Our Credit Agreement and our outstanding Second Lien Senior Notes are secured by various liens on our oil, natural gas 

and NGL properties, excluding our Mobile Bay properties. Our Senior Second Lien Notes are secured by a second priority lien 
on substantially all of such properties. The oil and gas assets of, and equity in, certain of our subsidiaries that own our Mobile 
Bay assets (the Borrower Subsidiaries, as defined in Financial Statements and Supplementary Data – Note 2 – Debt under Part 
II, Item 8 in this Form 10-K), are pledged on a first priority basis to secure our Term Loan. Any future borrowings under our 
Credit Agreement would be secured on a first priority basis by the assets securing the Second Lien Term Notes. In addition, we 
have certain rights to issue or incur additional or new secured debt, that could be secured by additional liens on the collateral 
and an issuance or incurrence of such additional secured debt would dilute the value of the collateral securing our outstanding 
secured debt. If the proceeds of the sale of the collateral securing the Senior Second Lien Notes or any future indebtedness 
incurred under the Credit Agreement are not sufficient to repay all amounts due in respect of such debt, then claims against our 
remaining assets to repay any amounts still outstanding under our secured obligations would be unsecured and our ability to 
pay our other unsecured obligations and any distributions in respect of our capital stock would be significantly impaired. 
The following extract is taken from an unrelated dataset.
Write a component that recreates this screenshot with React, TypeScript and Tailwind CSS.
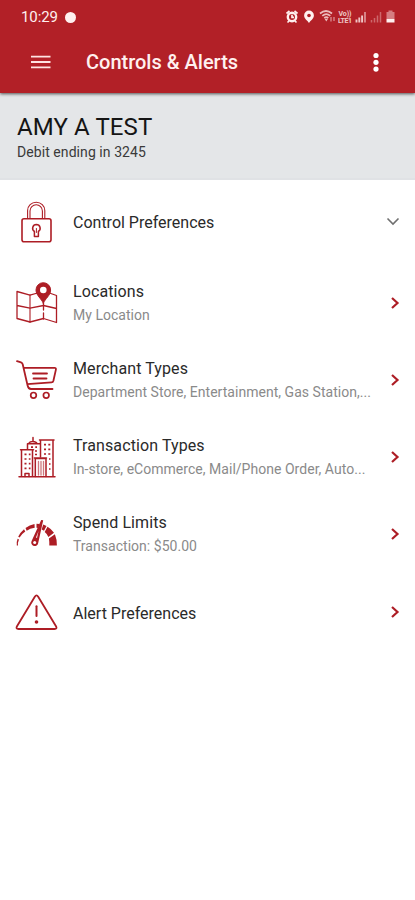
import type { ReactNode } from "react";

const RED = "#ad1d25";

function Icon({ children }: { children: ReactNode }) {
  return (
    <svg className="ml-4 h-[42px] w-[42px] shrink-0 overflow-visible" viewBox="0 0 42 42" fill="none" stroke={RED} strokeWidth="1.6" strokeLinecap="round" strokeLinejoin="round">
      {children}
    </svg>
  );
}

const lock = (
  <Icon>
    <rect x="6" y="17.8" width="29" height="23" rx="2" />
    <path d="M11.6 17.500V9.500a8.600 8.300 0 0 1 17.200 0v8M14 17.500V10a6.200 6.200 0 0 1 12.400 0v7.500" strokeWidth="1.1" />
    <path d="M20.400 23.500a3.800 3.800 0 0 0-2 7V35.500h4v-5A3.800 3.800 0 0 0 20.400 23.500z" strokeWidth="1.500" />
    <path d="M20.400 27.500v4" strokeWidth="1" />
  </Icon>
);

const map = (
  <Icon>
    <path d="M1 8.500L14 12.200L21.500 10M32 9.500L40.500 12.500V39.500L27.500 35.500L14 39L1 35.500V8.500M1 22.500L14 25.200L27.500 22.500L40.500 25.500" strokeWidth="1.300" />
    <path d="M14 12v27" strokeWidth="1.700" opacity="0.650" />
    <path d="M27.500 20v16" strokeWidth="1.300" strokeDasharray="7 3" />
    <path d="M27.300 20.300C25.500 15.500 20 12.500 20 7a7.300 7.300 0 0 1 14.600 0c0 5.500-5.500 8.500-7.300 13.300z" fill={RED} strokeWidth="1" />
    <circle cx="27.300" cy="7" r="3.300" fill="#fff" stroke="none" />
  </Icon>
);

const cart = (
  <Icon>
    <path d="M1 1.200L5 2.400Q6.300 2.800 6.700 4.200L11.600 25.500Q12.300 29 15 29H36.500M7.700 7.800H38.500Q40.300 7.800 39.900 9.600L37.400 20.700Q37 22.200 35.500 22.300L11.300 24.200" strokeWidth="1.800" />
    <path d="M17 13.500H31M17.500 18.500H30.500" strokeWidth="1.800" />
    <circle cx="17.500" cy="35.300" r="2.800" strokeWidth="1.700" />
    <circle cx="30.200" cy="35.300" r="2.800" strokeWidth="1.700" />
  </Icon>
);

const buildings = (
  <Icon>
    <path d="M3 39.700H39M5.500 39.500V12.700H16.500V39.500M4.500 12.700H17.500M24.500 20V3H37V39.500M23.500 3H38M11.500 12V6.700H24M13 6.500C13.500 3.800 20 3.800 21 6.500M17 4V.500" strokeWidth="1.500" />
    <path d="M19.300 39.500V21.500H30V39.500M18.300 21H30.500" strokeWidth="1.500" />
    <path d="M22.500 24.500V38M25 24.500V38M27.500 24.500V38" strokeWidth="1.300" opacity="0.600" />
    <path d="M8.500 17.300h6M8.500 22h6M8.500 26.700h6M8.500 31.400h6M28 7.700h6.500M28 12.300h6.500M28 17h6.500M33 22h1.500M33 27h1.500M33 32h1.500M15 10.200h6M19 14h3M19 17.500h3" strokeWidth="1.700" strokeDasharray="2 2.300" strokeLinecap="butt" />
    <path d="M9 39.500v-3h4v3" strokeWidth="1.500" />
  </Icon>
);

const gauge = (
  <Icon>
    <g fill={RED} stroke="none">
      <path d="M.8 31.500Q.3 28 1.600 24.800L3 25.500Q1.600 28.500 2 31.500z" />
      <path d="M2.200 22.800Q4 18.500 8 15.200L9.300 17.500Q5.500 20 3.600 23.500z" />
      <path d="M9.500 14Q13.500 11 18.500 10.100L18.700 13.700Q14 14.300 10.700 16.700z" />
      <path d="M20.500 9.800L23.600 10L22.300 13.900L20.500 13.700z" />
      <path d="M27.200 10.500L30.500 12L28 16.800L25.700 15.500z" />
      <path d="M31.500 12.800Q35.700 15.200 38 18.800L32.400 23Q31 19.700 28.700 18z" />
      <path d="M38.900 20.300Q41 25.500 40.900 31.500H33.300Q33.500 27.800 32.900 24.400z" />
      <path d="M25.200 6L27.200 6.300L22.200 29A3.500 3.500 0 1 1 15.500 27.200z" />
      <circle cx="18.700" cy="28.600" r="1.500" fill="#fff" />
      <path d="M20 23.500L22.500 17L21 24z" fill="#fff" />
    </g>
  </Icon>
);

const warning = (
  <Icon>
    <path d="M18.800 4.700Q20.500 2 22.200 4.700L40 34.300Q41.500 37 38.500 37H2.500Q-.5 37 1 34.300z" strokeWidth="1.800" />
    <path d="M20.500 14.300V24" strokeWidth="2" />
    <circle cx="20.500" cy="30" r="1.800" fill={RED} stroke="none" />
  </Icon>
);

type Item = { title: string; detail?: string; icon: ReactNode; height: string; track: string };

const items: Item[] = [
  { title: "Control Preferences", icon: lock, height: "h-[84px] mb-px", track: "tracking-[0px]" },
  { title: "Locations", detail: "My Location", icon: map, height: "h-[77px]", track: "tracking-[0.1px]" },
  { title: "Merchant Types", detail: "Department Store, Entertainment, Gas Station,...", icon: cart, height: "h-[77px]", track: "tracking-[0.1px]" },
  { title: "Transaction Types", detail: "In-store, eCommerce, Mail/Phone Order, Auto...", icon: buildings, height: "h-[77px]", track: "tracking-[0.1px]" },
  { title: "Spend Limits", detail: "Transaction: $50.00", icon: gauge, height: "h-[77px]", track: "tracking-[0.1px]" },
  { title: "Alert Preferences", icon: warning, height: "h-[80px]", track: "tracking-[0px]" },
];

function StatusIcons() {
  return (
    <svg className="ml-auto h-[16px] w-[112px]" viewBox="285 9 112 16" fill="none" stroke="#fff0ef">
      <circle cx="292" cy="17" r="4.200" strokeWidth="2.400" />
      <path d="M286.500 13.500l3-2.500M297.500 13.500l-3-2.500M289 21l-1.500 1.500M295 21l1.500 1.500M292 14.800V17.300h2" strokeWidth="1.700" />
      <path d="M309 23c-1.200-2.500-4.900-4.200-4.900-7.600a4.900 4.900 0 0 1 9.800 0c0 3.400-3.700 5.100-4.900 7.600z" fill="#fff0ef" stroke="none" />
      <circle cx="309" cy="15.500" r="1.800" fill={RED} stroke="none" />
      <g opacity="0.750">
        <path d="M320 13.500Q326 8.500 332 13.500M322.300 15.800Q326.300 12.300 330.300 15.800M324.300 18Q326.300 16.200 328.300 18" strokeWidth="1.700" />
        <path d="M326.300 21.500L324.500 18.700H328.100z" fill="#fff0ef" stroke="none" />
        <path d="M331 17v4.500M334 17v4" strokeWidth="1.300" opacity="0.700" />
      </g>
      <g fill="#fff0ef" stroke="none" fontFamily="Roboto, sans-serif" fontSize="7" fontWeight="700" opacity="0.800">
        <text x="338.500" y="16" textLength="13">Vo))</text>
        <text x="338" y="22.500" textLength="14">LTE1</text>
      </g>
      <path d="M356.500 22.500v-3M359.300 22.500v-5M362.100 22.500v-7" strokeWidth="1.900" opacity="0.800" />
      <path d="M365 22.500V12" strokeWidth="1.900" opacity="0.500" />
      <path d="M371.500 22.500v-2.500M374.500 22.500v-4.500M377.500 22.500v-7M380.500 22.500V12" strokeWidth="1.500" opacity="0.350" />
      <path d="M386.500 12h2v-1.500h4V12h2v7h-8z" fill="#fff0ef" stroke="none" opacity="0.450" />
      <path d="M386.500 19h8v3.500h-8z" fill="#fff0ef" stroke="none" />
    </svg>
  );
}

export default function App() {
  return (
    <div className="flex h-[900px] w-[415px] flex-col overflow-hidden bg-white font-[Roboto,sans-serif]">
      <header className="z-10 h-[93px] shrink-0 bg-[#b22027] text-[#fff0ef] shadow-[0_1px_3px_rgba(0,0,0,0.65)]">
        <div className="flex h-[34px] items-center pr-[18px] pl-[21px]">
          <span className="w-[38px] text-[15px] leading-5 tracking-[-0.1px]">10:29</span>
          <span className="ml-[6px] h-[11px] w-[11px] rounded-full bg-[#fff0ef]" />
          <StatusIcons />
        </div>
        <div className="flex h-[56px] items-center">
          <svg className="ml-[30px] h-[16px] w-[22px]" viewBox="0 0 22 16" stroke="#ffe3e2" strokeWidth="1.800">
            <path d="M1 2.700H20.500M1 8H20.500M1 13.300H20.500" />
          </svg>
          <h1 className="-mt-px ml-[34px] text-[20px] leading-6 font-medium tracking-[0px]">Controls &amp; Alerts</h1>
          <svg className="ml-auto mr-[34px] h-[22px] w-[10px]" viewBox="0 0 10 22" fill="#fff">
            <circle cx="5" cy="4.500" r="2.600" /><circle cx="5" cy="11.300" r="2.600" /><circle cx="5" cy="18.100" r="2.600" />
          </svg>
        </div>
      </header>
      <section className="flex h-[87px] shrink-0 flex-col border-b-2 border-[#e0e2e5] bg-[#e4e6e8] pt-[20px] pl-[17px]">
        <h2 className="text-[24px] leading-[28px] tracking-[0.1px] text-[#151515]">AMY A TEST</h2>
        <p className="mt-[2px] text-[14px] leading-[18px] tracking-[0.07px] text-[#3a3a3a]">Debit ending in 3245</p>
      </section>
      <main className="flex flex-col">
        {items.map((item, i) => (
          <div key={item.title} className={`flex shrink-0 items-center ${item.height}`}>
            {item.icon}
            <div className="ml-[15px] flex flex-col gap-[3px]">
              <span className={`text-[16px] leading-[21px] whitespace-nowrap text-[#2a2a2a] ${item.track}`}>{item.title}</span>
              {item.detail && <span className="text-[14px] leading-[21px] tracking-[0.03px] whitespace-nowrap text-[#8a8a8a]">{item.detail}</span>}
            </div>
            {i === 0 ? (
              <svg className="ml-auto mr-[15px] h-[10px] w-[14px]" viewBox="0 0 14 10" fill="none" stroke="#6f6f6f" strokeWidth="1.600">
                <path d="M1.500 1.500L7 7L12.500 1.500" />
              </svg>
            ) : (
              <svg className="ml-auto mr-[15px] h-[14px] w-[10px]" viewBox="0 0 10 14" fill="none" stroke={RED} strokeWidth="2.200">
                <path d="M2 1L7.500 6L2 11" />
              </svg>
            )}
          </div>
        ))}
      </main>
    </div>
  );
}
With respect to some of the collateral securing our debt, any collateral trustee’s security interest and ability to foreclose on 
the collateral will also be limited by the need to meet certain requirements, such as obtaining third party consents, paying court 
fees that may be based on the principal amount of the parity lien obligations and making additional filings. If we are unable to 
obtain these consents, pay such fees or make these filings, the security interests may be invalid, and the applicable holders and 
lenders will not be entitled to the collateral or any recovery with respect thereto. These requirements may limit the number of 
potential bidders for certain collateral in any foreclosure and may delay any sale, either of which events may have an adverse 
effect on the sale price of the collateral. 

We may be required to post cash collateral pursuant to our agreements with sureties under our existing or future 
bonding arrangements, which could have a material adverse effect on our liquidity and our ability to execute our 
capital expenditure plan, our ARO plan and comply with our existing debt instruments. 

Pursuant to the terms of our agreements with various sureties under our existing bonding arrangements, or under any 
future bonding arrangements we may enter into, we may be required to post collateral at any time, on demand, at the surety’s 
sole discretion. Additional collateral would likely be in the form of cash or letters of credit. We cannot provide assurance that 
we will be able to satisfy collateral demands for current bonds or for future bonds. 

If we are required to provide additional collateral, our liquidity position will be negatively impacted, and we may be 
required to seek alternative financing. To the extent we are unable to secure adequate financing, we may be forced to reduce 
our capital expenditures in the current year or future years, may be unable to execute our ARO plan or may be unable to 
comply with our existing debt instruments. 

Legal and Regulatory Risks 

The Biden Administration may pursue significant regulatory and political actions that could adversely affect our 
results of operations, and our ability to implement our business strategy. 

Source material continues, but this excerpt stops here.